## TASK OBJECTIVE
Determine which lines of the records include the word "Give", and copy them.

## DATASET RECORDS
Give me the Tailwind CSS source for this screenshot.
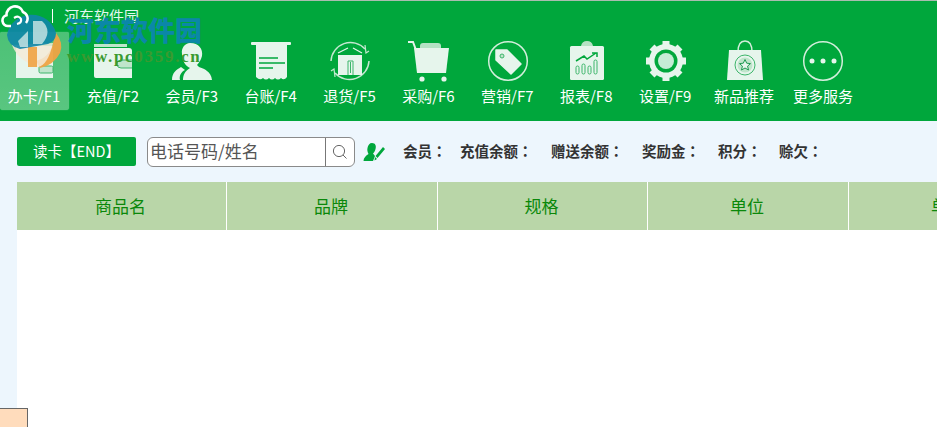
<!DOCTYPE html>
<html lang="zh-CN">
<head>
    <meta charset="UTF-8">
    <title>河东软件园</title>
    <script src="https://cdn.jsdelivr.net/npm/@tailwindcss/browser@4"></script>
</head>
<body class="relative w-[937px] h-[427px] overflow-hidden bg-[#edf6fd] font-['Noto_Sans_CJK_SC','Noto_Sans',sans-serif]">

    <!-- top bar -->
    <header class="h-[121px] bg-[#00a73c] border-t border-[#a9bdaf] text-white">
        <div class="h-[31px] flex items-center">
            <svg class="relative z-10 ml-[1px] -mt-[1px] w-[28px] h-[26px]" viewBox="0 0 28 26" fill="none" stroke="#fff" stroke-width="2.6">
                <path d="M10 23 H7 A5.5 5.5 0 0 1 5.5 12.2 A8.5 8.5 0 0 1 22 9 A7 7 0 0 1 25 20"/>
                <path d="M13 15 Q18 12 20 16 Q21 20 16 21" stroke-width="2.2"/>
            </svg>
            <span class="ml-[23px] -mt-[2px] w-px h-[14px] bg-white"></span>
            <span class="ml-[11px] -mt-[3px] text-[15px] leading-none text-[#e2f8f0]">河东软件园</span>
        </div>

        <nav class="flex gap-[9.9px]">
            <a class="w-[69px] h-[78px] flex flex-col items-center rounded-b-[3px] rounded-t-[2px] bg-gradient-to-b from-white/30 to-white/35 shadow-[0_0_1px_rgba(255,255,255,0.5)]">
                <svg class="w-[44px] h-[44px] mt-[8px]" viewBox="0 0 44 44">
                    <path d="M3 6 H40 V38 H3 Z" fill="#e6f5ec"/>
                    <rect x="26" y="26" width="14" height="7" rx="1.5" fill="#bfe5cb" stroke="#3cb56a"/>
                </svg>
                <span class="-ml-[1px] mt-[2px] text-[15px] leading-[20px] whitespace-nowrap">办卡/F1</span>
            </a>
            <a class="w-[69px] h-[78px] flex flex-col items-center">
                <svg class="w-[44px] h-[44px] mt-[8px]" viewBox="0 0 44 44">
                    <path d="M3 4 H36 V7 H3 Z" fill="#bfe5cb"/>
                    <path d="M3 8 H38 Q41 8 41 11 V38 H5 Q3 38 3 36 Z" fill="#e6f5ec"/>
                    <path d="M41 20 H30 Q26 20 26 24 Q26 28 30 28 H41" fill="#bfe5cb" stroke="#3cb56a"/>
                </svg>
                <span class="-ml-[1px] mt-[2px] text-[15px] leading-[20px] whitespace-nowrap">充值/F2</span>
            </a>
            <a class="w-[69px] h-[78px] flex flex-col items-center">
                <svg class="w-[44px] h-[44px] mt-[8px]" viewBox="0 0 44 44" fill="#e6f5ec">
                    <path d="M20 3 C29 3 33 9 32 16 C31 20 29 23 27 25 L29 27 C34 29 41 31 42 40 H13 C13 35 15 31 20 28 C15 26 12 20 12 14 C11 8 15 3 20 3 Z"/>
                    <path d="M11 27 C6 30 2 33 2 40 H10 C9 36 11 32 15 30 Z"/>
                </svg>
                <span class="-ml-[1px] mt-[2px] text-[15px] leading-[20px] whitespace-nowrap">会员/F3</span>
            </a>
            <a class="w-[69px] h-[78px] flex flex-col items-center">
                <svg class="w-[44px] h-[44px] mt-[8px]" viewBox="0 0 44 44">
                    <rect x="2" y="2" width="40" height="3" rx="1" fill="#e6f5ec"/>
                    <path d="M7 5 H38 V37 Q35 41 32 38 Q29 41 26 38 Q23 41 20 38 Q17 41 14 38 Q11 41 7 37 Z" fill="#e6f5ec"/>
                    <path d="M10 18 H29 M10 23 H36 M10 28 H24" stroke="#00a73c" stroke-width="1.5"/>
                </svg>
                <span class="-ml-[1px] mt-[2px] text-[15px] leading-[20px] whitespace-nowrap">台账/F4</span>
            </a>
            <a class="w-[69px] h-[78px] flex flex-col items-center">
                <svg class="w-[44px] h-[44px] mt-[8px]" viewBox="0 0 44 44">
                    <path d="M3 21 A19.5 19.5 0 0 1 37 9 M41 21 A19.5 19.5 0 0 1 7 33" fill="none" stroke="#c5e8d1" stroke-width="1.5"/>
                    <path d="M37 5 L38 13 L41 11 M7 37 L6 29 L3 31" fill="none" stroke="#c5e8d1" stroke-width="1.2"/>
                    <path d="M10 13 L20 8 M25 8 L34 13" stroke="#e6f5ec" stroke-width="1.2"/>
                    <rect x="10" y="15" width="24" height="20" fill="#e6f5ec"/>
                    <path d="M20 35 V21 H25 V35 M22.5 22 V33" fill="none" stroke="#3cb56a" stroke-width="1"/>
                </svg>
                <span class="-ml-[1px] mt-[2px] text-[15px] leading-[20px] whitespace-nowrap">退货/F5</span>
            </a>
            <a class="w-[69px] h-[78px] flex flex-col items-center">
                <svg class="w-[44px] h-[44px] mt-[8px]" viewBox="0 0 44 44">
                    <rect x="13" y="3" width="21" height="8" rx="3" fill="#b5e2c4"/>
                    <path d="M7 8 H42 L39 33 H10 Z" fill="#e6f5ec"/>
                    <path d="M1 2 H6 L9 10" fill="none" stroke="#e6f5ec" stroke-width="2"/>
                    <circle cx="15" cy="39" r="2.6" fill="#e6f5ec"/>
                    <circle cx="37" cy="39" r="2.6" fill="#e6f5ec"/>
                </svg>
                <span class="-ml-[1px] mt-[2px] text-[15px] leading-[20px] whitespace-nowrap">采购/F6</span>
            </a>
            <a class="w-[69px] h-[78px] flex flex-col items-center">
                <svg class="w-[44px] h-[44px] mt-[8px]" viewBox="0 0 44 44">
                    <circle cx="22" cy="21" r="19.3" fill="none" stroke="#d2eedb" stroke-width="1.5"/>
                    <path d="M10 10 H21 L35 24 L25 34 L10 20 Z" fill="#e6f5ec" stroke="#e6f5ec" stroke-linejoin="round" stroke-width="1.5"/>
                    <circle cx="16" cy="16" r="2" fill="#bfe5cb" stroke="#3cb56a"/>
                </svg>
                <span class="-ml-[1px] mt-[2px] text-[15px] leading-[20px] whitespace-nowrap">营销/F7</span>
            </a>
            <a class="w-[69px] h-[78px] flex flex-col items-center">
                <svg class="w-[44px] h-[44px] mt-[8px]" viewBox="0 0 44 44">
                    <path d="M16 6 Q17 1 22 1 Q27 1 28 6 H33 V8 H11 V6 Z" fill="#b5e2c4"/>
                    <rect x="5" y="6" width="34" height="34" rx="1.5" fill="#e6f5ec"/>
                    <path d="M11 21 L19 16 L22 19 L31 13 M27 13 H32 V17" fill="none" stroke="#00a73c" stroke-width="1.5"/>
                    <g fill="none" stroke="#3cb56a"><rect x="11" y="26" width="3" height="8" rx="1.5"/><rect x="17" y="24" width="3" height="10" rx="1.5"/><rect x="23" y="26" width="3" height="8" rx="1.5"/><rect x="29" y="20" width="3" height="14" rx="1.5"/></g>
                </svg>
                <span class="-ml-[1px] mt-[2px] text-[15px] leading-[20px] whitespace-nowrap">报表/F8</span>
            </a>
            <a class="w-[69px] h-[78px] flex flex-col items-center">
                <svg class="w-[44px] h-[44px] mt-[8px]" viewBox="0 0 44 44">
                    <circle cx="22" cy="21" r="17" fill="#e6f5ec"/>
                    <g stroke="#e6f5ec" stroke-width="7">
                        <path d="M22 1 V41 M2 21 H42 M8 7 L36 35 M36 7 L8 35"/>
                    </g>
                    <circle cx="22" cy="21" r="11.5" fill="#00a73c"/>
                    <circle cx="22" cy="21" r="8" fill="#c5ecd6"/>
                </svg>
                <span class="-ml-[1px] mt-[2px] text-[15px] leading-[20px] whitespace-nowrap">设置/F9</span>
            </a>
            <a class="w-[69px] h-[78px] flex flex-col items-center">
                <svg class="w-[44px] h-[44px] mt-[8px]" viewBox="0 0 44 44">
                    <path d="M15 12 Q15 1 22 1 Q29 1 29 12" fill="none" stroke="#d2eedb" stroke-width="1.5"/>
                    <path d="M6 10 H38 L40 40 H4 Z" fill="#e6f5ec"/>
                    <circle cx="22" cy="25" r="10" fill="#e6f5ec" stroke="#3cb56a"/>
                    <circle cx="22" cy="25" r="7.5" fill="#bfe5cb"/>
                    <path d="M22 19.5 L23.7 23.2 L27.5 23.6 L24.6 26.1 L25.5 30 L22 28 L18.5 30 L19.4 26.1 L16.5 23.6 L20.3 23.2 Z" fill="#e6f5ec" stroke="#1f9a52"/>
                </svg>
                <span class="-ml-[1px] mt-[2px] text-[15px] leading-[20px] whitespace-nowrap">新品推荐</span>
            </a>
            <a class="w-[69px] h-[78px] flex flex-col items-center">
                <svg class="w-[44px] h-[44px] mt-[8px]" viewBox="0 0 44 44">
                    <circle cx="22" cy="21" r="19.3" fill="none" stroke="#d2eedb" stroke-width="1.5"/>
                    <circle cx="11" cy="21" r="2.5" fill="#e6f5ec"/>
                    <circle cx="22" cy="21" r="2.5" fill="#e6f5ec"/>
                    <circle cx="33" cy="21" r="2.5" fill="#e6f5ec"/>
                </svg>
                <span class="-ml-[1px] mt-[2px] text-[15px] leading-[20px] whitespace-nowrap">更多服务</span>
            </a>
        </nav>
    </header>

    <!-- member toolbar -->
    <section class="h-[61px] pl-[17px] flex items-center">
        <button class="w-[119px] h-[29px] bg-[#00a73c] rounded-[2px] text-white text-[14.5px] leading-none">读卡【END】</button>
        <div class="ml-[11px] w-[208px] h-[30px] flex bg-white border border-[#8a8a8a] rounded-[6px] overflow-hidden">
            <span class="flex-1 pl-[2px] text-[17px] leading-[26px] text-[#555]">电话号码/姓名</span>
            <span class="w-[29px] flex items-center justify-center border-l border-[#777]">
                <svg class="w-[16px] h-[16px]" viewBox="0 0 16 16" fill="none" stroke="#666" stroke-width="1">
                    <circle cx="7" cy="7" r="5.6"/>
                    <path d="M11 11 L14.5 14.5"/>
                </svg>
            </span>
        </div>
        <svg class="ml-[8px] w-[22px] h-[20px]" viewBox="0 0 22 20" fill="#00a73c">
            <path d="M9 1 C12.5 1 13.5 4 12.5 7 C12 9 11 10.5 10 11.5 L12 14 L10 19 H0.5 C0.5 16 3 13.5 5.5 12 C4.5 10 4 8 4.5 6 C5 3 6.5 1 9 1 Z"/>
            <path d="M20 5 L22 7 L14.5 16 L12.5 14 Z M12 15 L14 17 L11.5 18.5 Z"/>
        </svg>
        <div class="ml-[18px] flex text-[14.5px] leading-none font-bold text-[#333] whitespace-nowrap">
            <span class="w-[57px]">会员<span lang="zh-TW" class="font-['Noto_Sans_CJK_TC']">：</span></span>
            <span class="w-[91px]">充值余额<span lang="zh-TW" class="font-['Noto_Sans_CJK_TC']">：</span></span>
            <span class="w-[91px]">赠送余额<span lang="zh-TW" class="font-['Noto_Sans_CJK_TC']">：</span></span>
            <span class="w-[76px]">奖励金<span lang="zh-TW" class="font-['Noto_Sans_CJK_TC']">：</span></span>
            <span class="w-[61px]">积分<span lang="zh-TW" class="font-['Noto_Sans_CJK_TC']">：</span></span>
            <span>赊欠<span lang="zh-TW" class="font-['Noto_Sans_CJK_TC']">：</span></span>
        </div>
    </section>

    <!-- goods table -->
    <main class="ml-[17px] h-[245px] bg-white">
        <div class="h-[48px] flex bg-[#b9d6a8] text-[17px] text-[#0a880a]">
            <div class="w-[210px] shrink-0 pr-[2px] flex items-center justify-center border-r border-white">商品名</div>
            <div class="w-[211px] shrink-0 pr-[2px] flex items-center justify-center border-r border-white">品牌</div>
            <div class="w-[210px] shrink-0 pr-[2px] flex items-center justify-center border-r border-white">规格</div>
            <div class="w-[201px] shrink-0 pr-[2px] flex items-center justify-center border-r border-white">单位</div>
            <div class="w-[198px] shrink-0 flex items-center justify-center">单价</div>
        </div>
    </main>

    <!-- corner box -->
    <div class="absolute left-0 bottom-0 w-[28px] h-[19px] bg-[#ffdcbc] border-t border-r border-[#666]"></div>

    <!-- watermark over the header -->
    <div class="absolute left-[6px] top-[11px] pointer-events-none">
        <svg class="w-[58px] h-[58px]" viewBox="0 0 58 58">
            <path d="M50 22 Q58 32 54 42 Q48 54 34 57 L30 50 Q44 46 47 32 Z" fill="#efa343" fill-opacity="0.95"/>
            <path d="M6 34 Q12 50 32 56 Q42 54 47 32 Z" fill="#f3ead8" fill-opacity="0.85"/>
            <path d="M22 36 H31 V56 H22 Z" fill="#efa343" fill-opacity="0.9"/>
            <path d="M1 24 A25 24 0 0 1 50 22 Q50 30 42 33 L14 38 Q2 35 1 24 Z" fill="#0f86a8" fill-opacity="0.9"/>
            <path d="M12 30 L22 20 V36 H14 Z M27 10 H36 Q47 20 36 33 H27 Z" fill="#e8f3ef" fill-opacity="0.7"/>
        </svg>
    </div>
    <div class="absolute left-[67px] top-[10px] pointer-events-none font-black text-[27px] leading-[40px] text-[#0b87a8]">河东软件园</div>
    <div class="absolute left-[67px] top-[47px] pointer-events-none font-['Liberation_Serif',serif] font-bold text-[17px] tracking-[1.7px] leading-[20px] text-[#3a9a30]">www.pc0359.cn</div>
</body>
</html>
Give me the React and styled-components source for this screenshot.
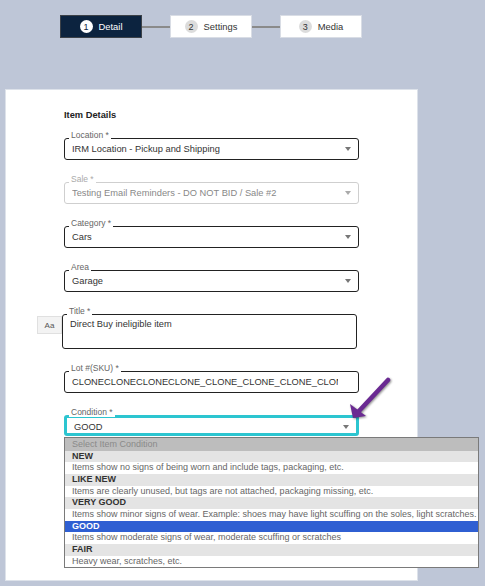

## EXERCISE OUTPUT
Give me the Tailwind CSS source for this screenshot.
Give me the React and styled-components source for this screenshot.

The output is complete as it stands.